Albert Perdeck remembers the 32 months he served on board the USS Bunker Hill during World War II as though it were yesterday.

Perdeck, 83, served in the U.S. Navy as an enlisted plane captain for two years and eight months, from June 1943 to February 1946, helping to maintain the carrier's aircraft. During that time, he saw some of the war's fiercest fighting.

Today, Aug. 14, marks the 63rd anniversary of V-J Day, more formally known as Victory Over Japan Day, the day initial word of Japan's surrender was received.

Perdeck will mark the day by remembering those with whom he served. But he fears too many have forgotten, not only the importance of that day, but also of the importance of all those who serve in the armed forces.

"Everybody has forgotten. It is important (to remember), because guys are still suffering because of it (the war)," Perdeck said.

"Why must it be that way?"

A typed manifest of a period from November 1943 to April 1945, folded and taped many times, lists actions taken by the Bunker Hill. Some of the names are familiar ones — Tinian, where the plane carrying the atomic bomb used against Hiroshima took off; Iwo Jima, for its iconic photograph of Marines raising the American flag.

"Sometimes, we'd battle for two days, then two days later be involved in another one," said Perdeck, a resident of the township's Leisure Village West development.

He was 18 and living in Newark, working as a wood-pattern apprentice, when he got drafted in 1943.

"They asked me where I wanted to go," Perdeck said. "I told them I heard I could finish my learning a trade in the Navy. They stamped my papers with a big "N.' I never saw any kind of wood training aboard ship."

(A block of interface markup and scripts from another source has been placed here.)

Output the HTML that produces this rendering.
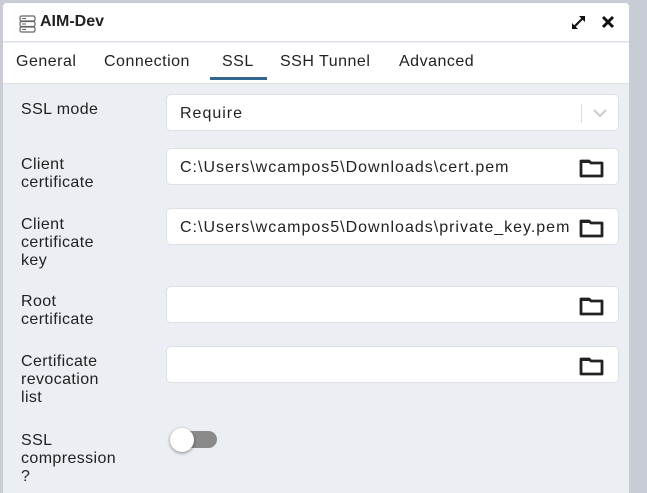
<!DOCTYPE html>
<html><head><style>
*{box-sizing:border-box;margin:0;padding:0}
body{width:647px;height:487px;overflow:hidden;background:#c8ccd4;font-family:"Liberation Sans",sans-serif;color:#222;position:relative}
.dlg{position:absolute;left:3px;top:3px;width:626px;height:490px;background:#ebeef3;border-radius:4px 4px 0 0;overflow:hidden}
.hdr{position:absolute;left:0;top:0;width:626px;height:39px;background:#fff;border-bottom:1px solid #dde0e6}
.title{position:absolute;left:37px;top:10px;font-size:16px;font-weight:bold;color:#222}
.tabs{position:absolute;left:0;top:40px;width:626px;height:41px;background:#fff;border-bottom:1px solid #dde0e6}
.tab{position:absolute;top:10px;font-size:16px;color:#222;letter-spacing:0.5px}
.ul{position:absolute;left:207px;top:34px;width:57px;height:3px;background:#326690}
.lbl{position:absolute;left:18px;font-size:16px;line-height:18px;color:#222;letter-spacing:0.4px}
.inp{position:absolute;left:163px;width:453px;height:37px;background:#fff;border:1px solid #dde0e6;border-radius:5px;font-size:16px;padding:10px 0 0 13px;color:#222;white-space:nowrap;letter-spacing:1px}
.fold{position:absolute;right:13px;top:9px}
</style></head><body>
<div class="dlg">
<div class="hdr">
<svg style="position:absolute;left:16px;top:12px" width="17" height="18" viewBox="0 0 17 18"><g fill="#fff" stroke="#666" stroke-width="1.2"><rect x="1" y="1" width="15" height="5" rx="1.5"/><rect x="1" y="6.5" width="15" height="5" rx="1.5"/><rect x="1" y="12" width="15" height="5" rx="1.5"/></g><g stroke="#666"><line x1="3" y1="3.5" x2="7" y2="3.5"/><line x1="3" y1="9" x2="7" y2="9"/><line x1="3" y1="14.5" x2="7" y2="14.5"/></g></svg>
<div class="title">AIM-Dev</div>
<svg style="position:absolute;left:567px;top:11px" width="17" height="17" viewBox="0 0 17 17"><g stroke="#111" stroke-width="2"><line x1="3" y1="14" x2="14" y2="3"/></g><path d="M9 2h6v6z M2 9v6h6z" fill="#111"/></svg>
<svg style="position:absolute;left:598px;top:12px" width="14" height="14" viewBox="0 0 14 14"><g stroke="#111" stroke-width="3"><line x1="2" y1="2" x2="12" y2="12"/><line x1="12" y1="2" x2="2" y2="12"/></g></svg>
</div>
<div class="tabs">
<div class="tab" style="left:13px">General</div>
<div class="tab" style="left:101px">Connection</div>
<div class="tab" style="left:219px">SSL</div>
<div class="tab" style="left:277px">SSH Tunnel</div>
<div class="tab" style="left:396px">Advanced</div>
<div class="ul"></div>
</div>
<div class="lbl" style="top:98px">SSL mode</div>
<div class="inp" style="top:91px">Require
<div style="position:absolute;left:414px;top:9px;width:1px;height:19px;background:#ddd"></div>
<svg style="position:absolute;left:425px;top:13px" width="16" height="10" viewBox="0 0 16 10"><path d="M2 2l6 6 6-6" fill="none" stroke="#ccc" stroke-width="2"/></svg></div>

<div class="lbl" style="top:153px">Client<br>certificate</div>
<div class="inp" style="top:145px">C:\Users\wcampos5\Downloads\cert.pem<svg class="fold" width="26" height="20" viewBox="0 0 26 20"><path d="M2 3h8l2 2h11v13H2z" fill="none" stroke="#222" stroke-width="2.8" stroke-linejoin="round"/><path d="M2 3h8l2 2H2z" fill="#222"/></svg></div>

<div class="lbl" style="top:213px">Client<br>certificate<br>key</div>
<div class="inp" style="top:205px">C:\Users\wcampos5\Downloads\private_key.pem<svg class="fold" width="26" height="20" viewBox="0 0 26 20" style="background:#fff"><path d="M2 3h8l2 2h11v13H2z" fill="none" stroke="#222" stroke-width="2.8" stroke-linejoin="round"/><path d="M2 3h8l2 2H2z" fill="#222"/></svg></div>

<div class="lbl" style="top:290px">Root<br>certificate</div>
<div class="inp" style="top:283px"><svg class="fold" width="26" height="20" viewBox="0 0 26 20"><path d="M2 3h8l2 2h11v13H2z" fill="none" stroke="#222" stroke-width="2.8" stroke-linejoin="round"/><path d="M2 3h8l2 2H2z" fill="#222"/></svg></div>

<div class="lbl" style="top:350px">Certificate<br>revocation<br>list</div>
<div class="inp" style="top:343px"><svg class="fold" width="26" height="20" viewBox="0 0 26 20"><path d="M2 3h8l2 2h11v13H2z" fill="none" stroke="#222" stroke-width="2.8" stroke-linejoin="round"/><path d="M2 3h8l2 2H2z" fill="#222"/></svg></div>

<div class="lbl" style="top:429px">SSL<br>compression<br>?</div>
<div style="position:absolute;left:171px;top:428px;width:43px;height:17px;border-radius:9px;background:#8a8a8a"></div>
<div style="position:absolute;left:167px;top:425px;width:24px;height:24px;border-radius:50%;background:#fff;box-shadow:0 1px 3px rgba(0,0,0,.45)"></div>
</div>
</body></html>
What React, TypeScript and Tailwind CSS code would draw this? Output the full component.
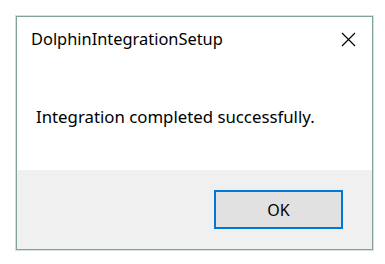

Days that ordinarily would be special occasions are memorable in other ways. On Feb. 16, 1944, Perdeck's birthday, the aircraft carrier was supporting strikes against Truk, part of the Caroline Islands. On his next birthday, the Bunker Hill assisted with attacks against Iwo Jima.

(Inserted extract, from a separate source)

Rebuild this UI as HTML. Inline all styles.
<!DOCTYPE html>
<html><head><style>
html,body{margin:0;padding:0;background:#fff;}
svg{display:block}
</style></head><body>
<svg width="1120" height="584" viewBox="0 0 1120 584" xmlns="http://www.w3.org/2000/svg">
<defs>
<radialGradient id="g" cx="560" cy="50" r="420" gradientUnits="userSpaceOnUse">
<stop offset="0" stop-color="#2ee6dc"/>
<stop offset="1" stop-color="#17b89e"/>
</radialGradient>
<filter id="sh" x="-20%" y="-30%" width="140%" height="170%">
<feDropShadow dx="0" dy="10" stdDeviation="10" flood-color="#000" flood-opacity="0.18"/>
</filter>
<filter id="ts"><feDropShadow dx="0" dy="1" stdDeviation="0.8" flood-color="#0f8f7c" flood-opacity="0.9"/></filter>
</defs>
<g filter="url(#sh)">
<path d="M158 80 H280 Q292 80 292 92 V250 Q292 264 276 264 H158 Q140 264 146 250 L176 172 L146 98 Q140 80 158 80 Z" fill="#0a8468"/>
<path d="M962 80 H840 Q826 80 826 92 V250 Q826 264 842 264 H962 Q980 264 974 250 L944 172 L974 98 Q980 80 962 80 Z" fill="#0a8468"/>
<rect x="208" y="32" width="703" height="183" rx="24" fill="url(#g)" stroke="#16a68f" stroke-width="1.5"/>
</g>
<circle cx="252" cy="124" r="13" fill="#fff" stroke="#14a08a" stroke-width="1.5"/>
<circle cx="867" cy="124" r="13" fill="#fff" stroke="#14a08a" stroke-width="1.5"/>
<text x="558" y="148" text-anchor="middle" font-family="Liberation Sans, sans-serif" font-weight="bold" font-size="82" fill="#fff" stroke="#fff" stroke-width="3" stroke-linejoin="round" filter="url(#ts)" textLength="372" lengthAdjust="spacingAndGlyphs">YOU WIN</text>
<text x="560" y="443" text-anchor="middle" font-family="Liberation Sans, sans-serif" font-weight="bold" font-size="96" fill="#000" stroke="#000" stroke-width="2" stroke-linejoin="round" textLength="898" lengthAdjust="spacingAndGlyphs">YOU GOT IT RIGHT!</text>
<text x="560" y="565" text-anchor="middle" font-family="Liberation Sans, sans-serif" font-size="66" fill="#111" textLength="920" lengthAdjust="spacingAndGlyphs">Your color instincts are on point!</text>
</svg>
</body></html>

And on May 11, 1945, just before Mother's Day, the aircraft carrier was hit by two Japanese kamikaze attacks. Of the ship's complement of 3,448 crewmembers, 346 men were killed, 43 went missing and 264 were wounded, according to the Navy.

Perdeck can't forget those experiences. Perdeck, who is Jewish, says he constantly asks for forgiveness from God, for slapping a hysterical sailor who kept repeating, "We've been hit, we've been hit" during one attack, as well as for stepping on the stomach of a dead sailor during that same battle, on his way to finding an oxygen mask, his vision impaired by thick, black smoke.

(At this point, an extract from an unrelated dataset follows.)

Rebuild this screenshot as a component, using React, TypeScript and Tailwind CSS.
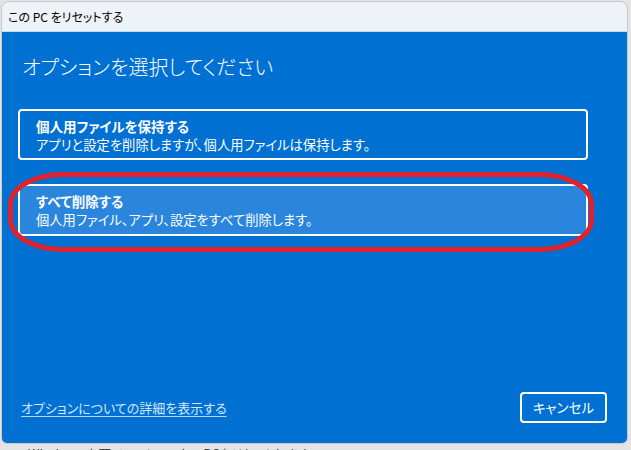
import React from 'react'

const FONT = "font-['Segoe_UI','Noto_Sans_CJK_JP',sans-serif] [font-feature-settings:'palt']"

function OptionCard({
  title,
  desc,
  selected,
}: {
  title: string
  desc: string
  selected?: boolean
}) {
  return (
    <div
      className={`w-[570px] rounded-[4px] border-2 border-white pl-[16px] pt-[6px] pb-[3px] text-white ${
        selected ? 'bg-[#2a86dc] pb-[4px]' : 'bg-[#0070d3]'
      }`}
    >
      <div className="text-[13.5px] font-bold leading-[18px]">{title}</div>
      <div className="text-[13.3px] leading-[20px]">{desc}</div>
    </div>
  )
}

export default function App() {
  return (
    <div className={`relative w-[631px] h-[450px] overflow-hidden bg-[#e4e4e4] ${FONT}`}>
      {/* Dialog window */}
      <div className="ml-px mt-px w-[627px] h-[443px] flex flex-col overflow-hidden rounded-t-[8px] rounded-b-[6px] border border-[#c9c9c9]">
        <div className="h-[30px] flex-shrink-0 flex items-center px-[6px] bg-[#eef2f9] border-b border-[#c4d9ef] text-[12px] text-black">
          この PC をリセットする
        </div>

        <div className="flex-1 flex flex-col bg-[#0070d3] px-[16px] pt-[21px] pb-[20px]">
          <h1 className="ml-[4px] text-[20px] font-light leading-[28px] text-white">
            オプションを選択してください
          </h1>

          <div className="mt-[28px] flex flex-col gap-[24px]">
            <OptionCard
              title="個人用ファイルを保持する"
              desc="アプリと設定を削除しますが、個人用ファイルは保持します。"
            />
            <OptionCard
              title="すべて削除する"
              desc="個人用ファイル、アプリ、設定をすべて削除します。"
              selected
            />
          </div>

          <div className="flex-1" />

          <div className="flex items-center justify-between pl-[3px] pr-[4px]">
            <a className="text-[13px] text-[#d7e8fa] underline underline-offset-[3px] decoration-[#b9d6f5]">
              オプションについての詳細を表示する
            </a>
            <button className="w-[87px] h-[31px] rounded-[4px] border-2 border-white text-[13.5px] text-white">
              キャンセル
            </button>
          </div>
        </div>
      </div>

      {/* Text of the settings page behind, mostly cut off */}
      <div className="pl-[28px] pt-px text-[13px] leading-[18px] text-[#444]">
        Windows を再インストールしてPCをリセットします
      </div>

      {/* Red highlight drawn over the second option */}
      <div className="absolute left-[8px] top-[172px] w-[586px] h-[80px] rounded-[55px/32px] border-[5px] border-[#e3212b] pointer-events-none" />
    </div>
  )
}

"I said to him, "What are you doing sleeping? Get up, get up,' " Perdeck said. "It never crossed my mind that he was dead."

In time, the war ended. Perdeck married, and together he and his wife, Elaine, now 81, raised a son and daughter. But his wife admits, "He had trouble making the adjustment to civilian life."

Sixty-three years later, the war's impact still lingers. Every other Thursday, Perdeck and 17 other World War II veterans, as well as two veterans from the Korean War, meet at a Lakewood psychologist's office to talk about their experiences.

"I can still smell the battle," Perdeck said.